Ale to jednak nie znaczy, że kobiety muszą konieczne zostać na siłę wepchnięte do władz spółek skarbu państwa, bo tak jest politycznie poprawnie.
Swój pomysł na obecność kobiet we władzach spółek Skarbu Państwa ma Kongres Kobiet, który pracuje nad listą profesjonalistek gotowych do objęcia tych funkcji. Kongres chce wyłonić osoby odpowiednie i odpowiedzialne. Nadzieję na to, że plan ten się powiedzie daje fakt, że liderki Kongresu Kobiet tym razem mówią o mądrych ludziach, a nie o proporcjach, procentach czy liczbach.
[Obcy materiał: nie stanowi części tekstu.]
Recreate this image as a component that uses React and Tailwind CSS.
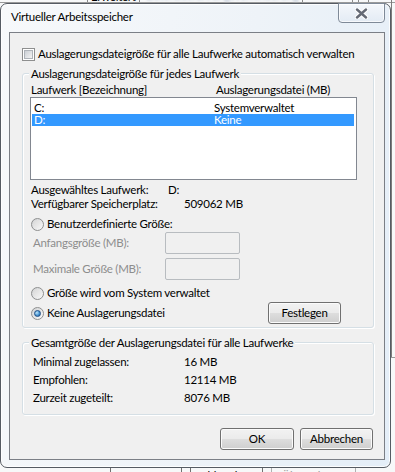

Najczęściej tak właśnie jest na świecie w najlepiej prosperujących firmach prywatnych. Indra Nooyi została wybrana prezesem PepsiCo, a Anne Mulcahy prezesem Xeroxa nie dlatego, że był potrzebny parytet, tylko dlatego, że każda z nich była po prostu najlepszym kandydatem. Mulcahy ustąpiła później, bo była chora, ale na jej miejsce bezkonfliktowo wskoczyła Ursula Burns, bo znała firmę jak mało kto. Podobnie jak wcześniej Nooyi, była bowiem wiceprezesem firmy ds. finansowych.
Rada nadzorcza, w obydwóch przypadkach w większości złożona z mężczyzn, nie myślała w PepsiCo i Xerox o parytetach, podobnie zresztą jak akcjonariusze, którzy oczekiwali dywidend. I z parytetem to nie miało nic wspólnego.
Nie można kobiet siłą wpychać do władz spółek, bo tak ponoć byłoby sprawiedliwie. Na taki pomysł parytetu kobiety powinny odpowiedzieć stanowczo: „Nie, dziękujemy". Bo ta propozycja jest dla nich po prostu obraźliwa.